• Exercise description
Go through the entries one line at a time, and gather every line that has the word "styles".

** START OF Provided material **

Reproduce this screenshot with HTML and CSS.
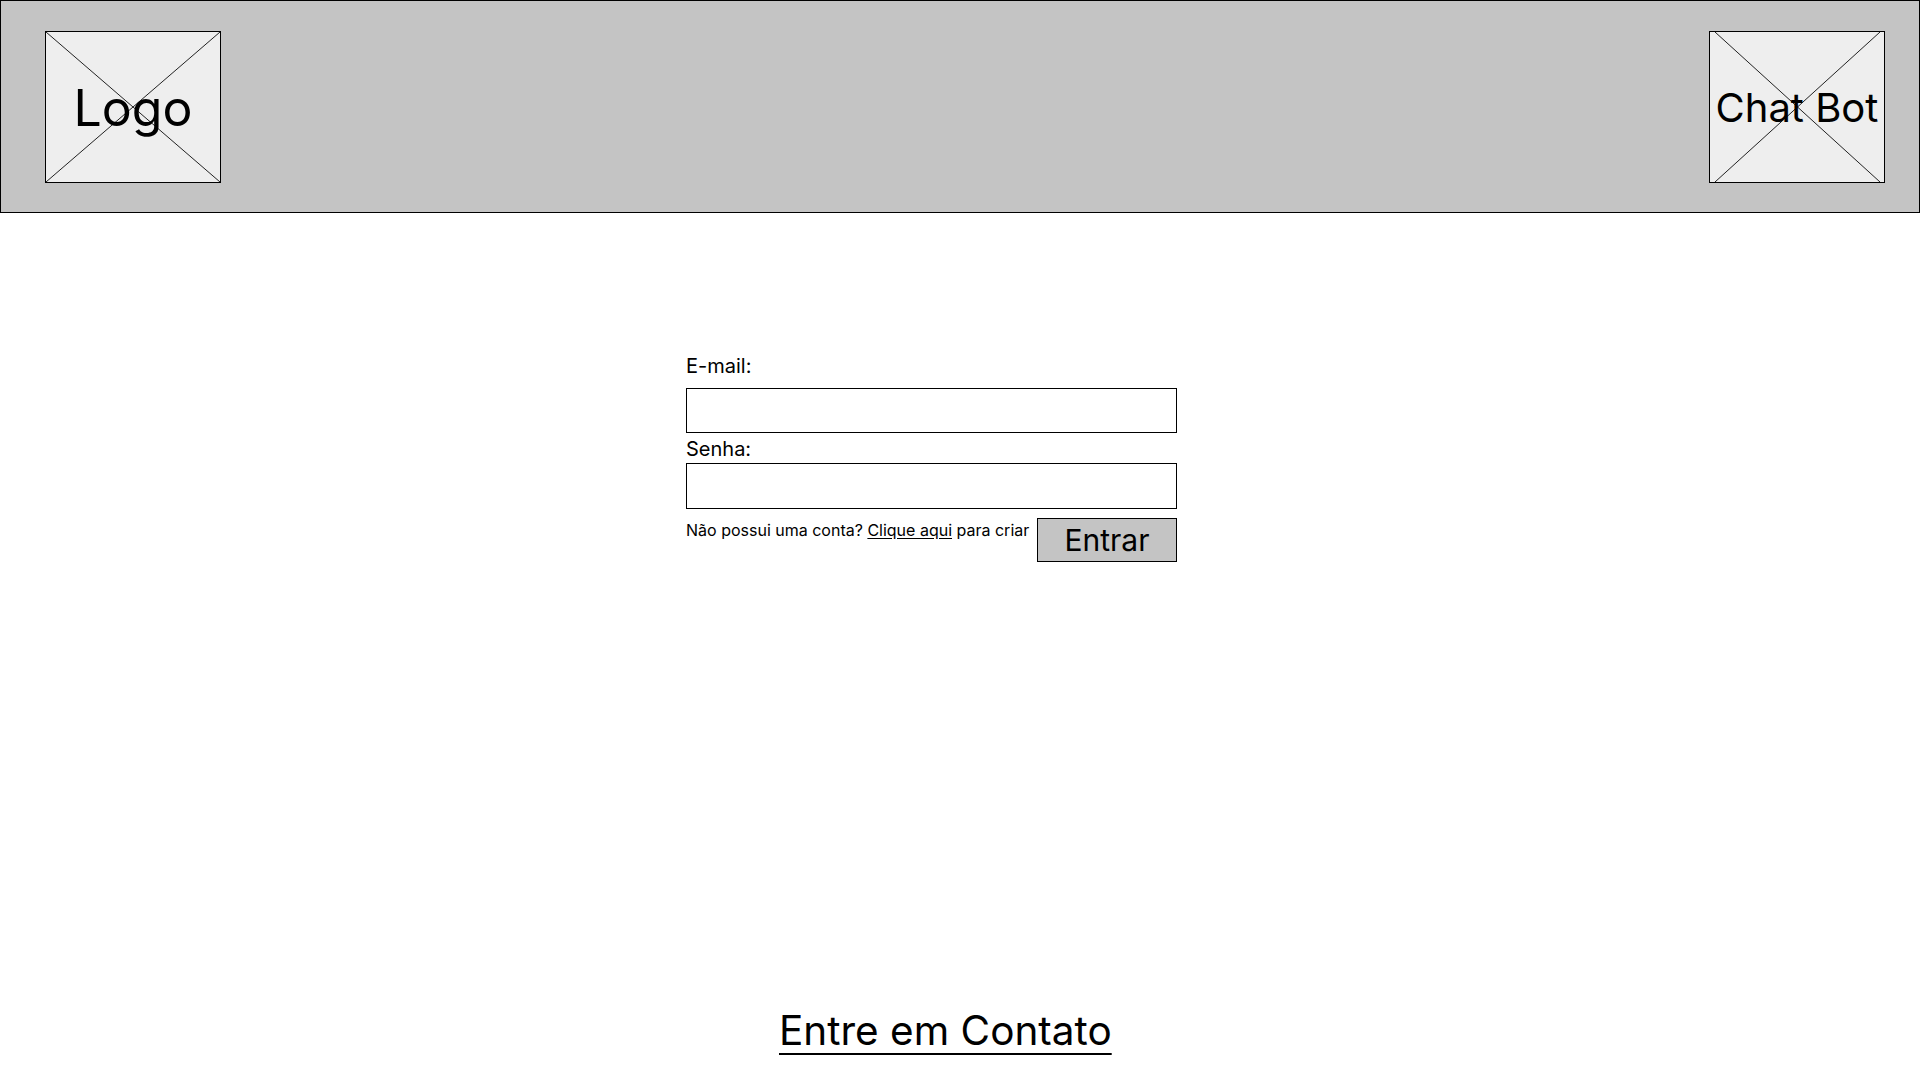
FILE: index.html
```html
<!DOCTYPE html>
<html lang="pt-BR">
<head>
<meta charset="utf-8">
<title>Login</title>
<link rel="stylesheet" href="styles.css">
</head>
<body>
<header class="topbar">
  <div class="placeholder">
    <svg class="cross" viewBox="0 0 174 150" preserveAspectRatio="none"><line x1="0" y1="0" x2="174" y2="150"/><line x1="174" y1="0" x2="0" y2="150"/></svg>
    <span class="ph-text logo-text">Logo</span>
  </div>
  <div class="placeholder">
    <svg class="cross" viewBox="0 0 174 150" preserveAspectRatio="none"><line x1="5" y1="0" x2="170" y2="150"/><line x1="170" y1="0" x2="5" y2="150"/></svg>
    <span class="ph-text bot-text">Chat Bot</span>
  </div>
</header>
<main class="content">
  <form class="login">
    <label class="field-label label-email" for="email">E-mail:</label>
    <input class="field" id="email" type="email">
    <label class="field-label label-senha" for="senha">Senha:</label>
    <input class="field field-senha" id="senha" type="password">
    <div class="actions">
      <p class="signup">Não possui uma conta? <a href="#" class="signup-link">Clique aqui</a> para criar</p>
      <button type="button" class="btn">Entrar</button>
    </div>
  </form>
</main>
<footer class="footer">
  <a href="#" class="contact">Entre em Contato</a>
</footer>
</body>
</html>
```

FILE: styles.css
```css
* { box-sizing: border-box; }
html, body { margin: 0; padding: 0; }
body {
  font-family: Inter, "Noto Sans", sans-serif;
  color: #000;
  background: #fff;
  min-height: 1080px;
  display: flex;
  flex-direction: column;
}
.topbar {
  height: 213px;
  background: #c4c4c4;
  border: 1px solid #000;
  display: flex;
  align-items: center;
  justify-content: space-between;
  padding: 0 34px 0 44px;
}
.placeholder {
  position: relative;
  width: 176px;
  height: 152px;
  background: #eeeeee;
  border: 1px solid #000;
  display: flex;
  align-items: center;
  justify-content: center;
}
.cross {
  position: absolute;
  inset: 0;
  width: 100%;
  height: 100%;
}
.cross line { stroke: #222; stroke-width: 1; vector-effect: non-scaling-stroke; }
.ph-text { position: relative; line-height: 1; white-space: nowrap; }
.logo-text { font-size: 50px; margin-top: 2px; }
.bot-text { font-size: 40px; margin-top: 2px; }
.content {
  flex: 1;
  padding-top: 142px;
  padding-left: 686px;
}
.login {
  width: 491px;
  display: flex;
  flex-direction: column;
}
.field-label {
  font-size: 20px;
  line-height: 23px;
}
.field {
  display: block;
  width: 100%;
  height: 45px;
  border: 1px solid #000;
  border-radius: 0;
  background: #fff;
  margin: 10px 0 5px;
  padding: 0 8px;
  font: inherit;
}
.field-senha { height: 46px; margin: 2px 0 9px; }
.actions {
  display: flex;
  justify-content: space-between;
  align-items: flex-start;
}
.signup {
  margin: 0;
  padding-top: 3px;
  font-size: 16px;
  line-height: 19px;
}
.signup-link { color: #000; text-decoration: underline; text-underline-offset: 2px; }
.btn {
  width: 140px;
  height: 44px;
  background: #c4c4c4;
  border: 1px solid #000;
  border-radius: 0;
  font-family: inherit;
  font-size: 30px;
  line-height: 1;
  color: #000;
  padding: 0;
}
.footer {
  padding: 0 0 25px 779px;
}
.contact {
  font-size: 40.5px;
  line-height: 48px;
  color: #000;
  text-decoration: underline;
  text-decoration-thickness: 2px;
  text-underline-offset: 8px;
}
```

** END OF Provided material **
** START OF Provided material **

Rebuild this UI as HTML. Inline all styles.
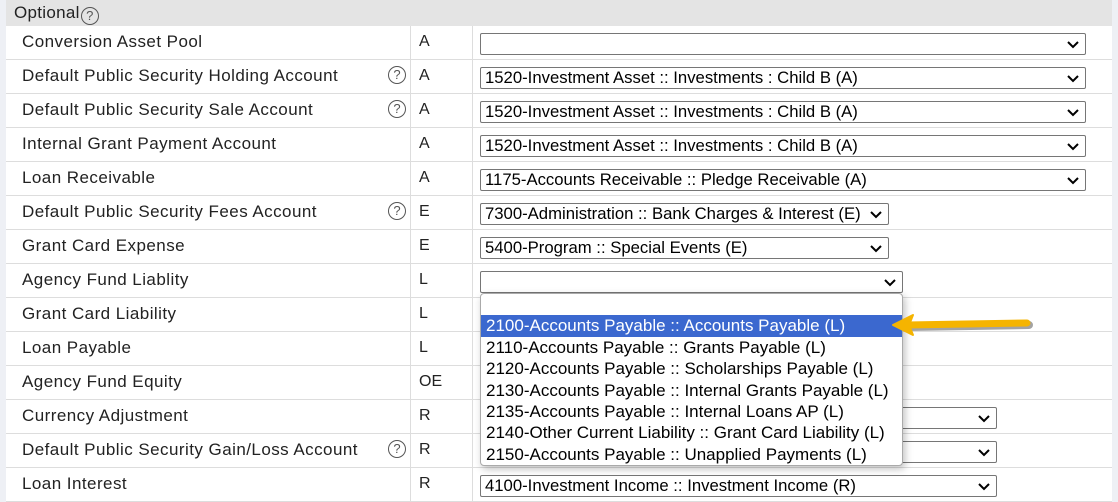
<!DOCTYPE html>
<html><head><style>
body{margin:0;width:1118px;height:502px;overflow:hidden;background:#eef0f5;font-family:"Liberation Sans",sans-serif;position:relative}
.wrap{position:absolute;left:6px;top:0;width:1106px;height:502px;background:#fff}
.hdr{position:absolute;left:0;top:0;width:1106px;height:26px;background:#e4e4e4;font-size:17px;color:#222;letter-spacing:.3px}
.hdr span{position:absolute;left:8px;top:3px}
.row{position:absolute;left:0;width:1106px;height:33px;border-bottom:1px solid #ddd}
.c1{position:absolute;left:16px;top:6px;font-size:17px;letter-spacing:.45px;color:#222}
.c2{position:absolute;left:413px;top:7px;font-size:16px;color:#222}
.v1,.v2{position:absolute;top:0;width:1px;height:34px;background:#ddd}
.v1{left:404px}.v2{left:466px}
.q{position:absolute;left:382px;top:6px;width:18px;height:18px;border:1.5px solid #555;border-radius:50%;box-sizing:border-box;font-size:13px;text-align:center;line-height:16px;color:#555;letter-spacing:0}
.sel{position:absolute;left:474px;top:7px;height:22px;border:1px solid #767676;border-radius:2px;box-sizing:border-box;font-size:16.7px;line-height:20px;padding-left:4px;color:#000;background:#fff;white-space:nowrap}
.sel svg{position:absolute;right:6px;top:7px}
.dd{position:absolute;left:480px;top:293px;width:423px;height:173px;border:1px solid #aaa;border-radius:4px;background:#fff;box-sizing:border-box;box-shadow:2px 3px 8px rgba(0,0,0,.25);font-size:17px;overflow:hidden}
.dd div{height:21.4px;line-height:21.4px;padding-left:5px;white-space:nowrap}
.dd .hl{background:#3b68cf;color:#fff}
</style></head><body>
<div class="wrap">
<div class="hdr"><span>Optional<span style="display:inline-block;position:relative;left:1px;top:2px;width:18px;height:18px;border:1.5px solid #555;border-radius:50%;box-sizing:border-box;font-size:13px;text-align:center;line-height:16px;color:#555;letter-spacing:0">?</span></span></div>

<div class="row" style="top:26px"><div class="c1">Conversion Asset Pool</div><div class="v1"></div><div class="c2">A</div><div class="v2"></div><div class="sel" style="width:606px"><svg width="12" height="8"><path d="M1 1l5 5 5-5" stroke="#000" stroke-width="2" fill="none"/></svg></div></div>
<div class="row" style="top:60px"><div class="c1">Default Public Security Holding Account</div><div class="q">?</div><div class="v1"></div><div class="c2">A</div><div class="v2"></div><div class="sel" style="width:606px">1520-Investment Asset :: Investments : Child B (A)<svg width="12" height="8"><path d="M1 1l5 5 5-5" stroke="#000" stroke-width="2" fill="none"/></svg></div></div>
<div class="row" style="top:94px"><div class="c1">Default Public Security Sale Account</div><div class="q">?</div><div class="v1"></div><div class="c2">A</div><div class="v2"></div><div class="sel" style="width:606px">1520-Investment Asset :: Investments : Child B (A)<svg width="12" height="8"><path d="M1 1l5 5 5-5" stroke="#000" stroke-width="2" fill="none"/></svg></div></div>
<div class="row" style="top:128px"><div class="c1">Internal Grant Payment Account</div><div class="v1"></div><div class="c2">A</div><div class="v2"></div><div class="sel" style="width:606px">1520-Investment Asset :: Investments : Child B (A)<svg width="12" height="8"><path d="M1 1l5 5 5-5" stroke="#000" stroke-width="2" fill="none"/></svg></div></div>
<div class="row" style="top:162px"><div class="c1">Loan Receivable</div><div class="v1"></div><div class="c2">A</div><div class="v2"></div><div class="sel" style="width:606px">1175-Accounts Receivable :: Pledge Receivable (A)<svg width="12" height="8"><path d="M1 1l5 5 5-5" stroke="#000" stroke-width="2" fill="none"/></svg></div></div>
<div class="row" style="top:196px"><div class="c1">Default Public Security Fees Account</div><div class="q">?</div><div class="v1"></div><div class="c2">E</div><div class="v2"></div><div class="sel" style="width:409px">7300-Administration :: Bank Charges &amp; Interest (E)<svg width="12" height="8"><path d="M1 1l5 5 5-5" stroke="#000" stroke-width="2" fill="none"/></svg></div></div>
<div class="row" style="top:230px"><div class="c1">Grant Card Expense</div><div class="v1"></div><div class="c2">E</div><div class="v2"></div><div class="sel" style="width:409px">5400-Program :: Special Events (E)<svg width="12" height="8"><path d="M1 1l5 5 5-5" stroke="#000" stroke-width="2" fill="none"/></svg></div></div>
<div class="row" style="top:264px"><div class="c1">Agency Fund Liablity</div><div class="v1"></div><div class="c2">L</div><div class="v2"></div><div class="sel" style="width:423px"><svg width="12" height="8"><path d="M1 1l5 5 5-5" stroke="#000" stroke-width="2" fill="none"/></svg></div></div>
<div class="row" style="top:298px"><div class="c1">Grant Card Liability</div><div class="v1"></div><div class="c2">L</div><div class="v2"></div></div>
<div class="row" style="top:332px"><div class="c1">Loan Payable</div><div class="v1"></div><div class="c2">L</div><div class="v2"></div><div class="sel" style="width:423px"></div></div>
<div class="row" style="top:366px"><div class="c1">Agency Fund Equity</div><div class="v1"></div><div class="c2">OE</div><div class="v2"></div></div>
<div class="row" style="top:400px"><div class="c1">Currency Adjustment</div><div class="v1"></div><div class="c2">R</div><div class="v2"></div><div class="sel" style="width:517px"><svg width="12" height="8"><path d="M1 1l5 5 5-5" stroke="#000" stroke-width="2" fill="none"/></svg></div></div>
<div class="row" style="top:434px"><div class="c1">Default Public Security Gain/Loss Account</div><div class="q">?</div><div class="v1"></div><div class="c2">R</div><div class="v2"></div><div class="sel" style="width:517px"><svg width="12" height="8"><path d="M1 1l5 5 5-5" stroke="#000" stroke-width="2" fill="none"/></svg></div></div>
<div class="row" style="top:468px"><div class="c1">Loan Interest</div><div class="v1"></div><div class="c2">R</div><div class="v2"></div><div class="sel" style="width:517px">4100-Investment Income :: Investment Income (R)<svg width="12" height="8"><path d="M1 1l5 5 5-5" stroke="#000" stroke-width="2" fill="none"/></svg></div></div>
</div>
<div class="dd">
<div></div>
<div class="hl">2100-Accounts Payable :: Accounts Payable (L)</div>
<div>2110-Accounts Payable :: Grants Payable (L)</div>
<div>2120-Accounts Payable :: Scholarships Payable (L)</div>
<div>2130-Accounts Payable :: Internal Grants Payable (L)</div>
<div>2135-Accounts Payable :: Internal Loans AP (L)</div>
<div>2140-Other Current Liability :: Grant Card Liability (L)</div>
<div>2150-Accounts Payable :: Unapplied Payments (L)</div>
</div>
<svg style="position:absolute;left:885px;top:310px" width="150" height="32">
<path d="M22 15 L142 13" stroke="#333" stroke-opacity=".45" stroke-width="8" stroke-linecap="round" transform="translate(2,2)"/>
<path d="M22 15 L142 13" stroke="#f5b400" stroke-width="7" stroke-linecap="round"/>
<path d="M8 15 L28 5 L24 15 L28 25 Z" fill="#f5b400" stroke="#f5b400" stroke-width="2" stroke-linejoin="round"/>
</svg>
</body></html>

** END OF Provided material **

• Response
<link rel="stylesheet" href="styles.css">
FILE: styles.css
Rebuild this UI as HTML. Inline all styles.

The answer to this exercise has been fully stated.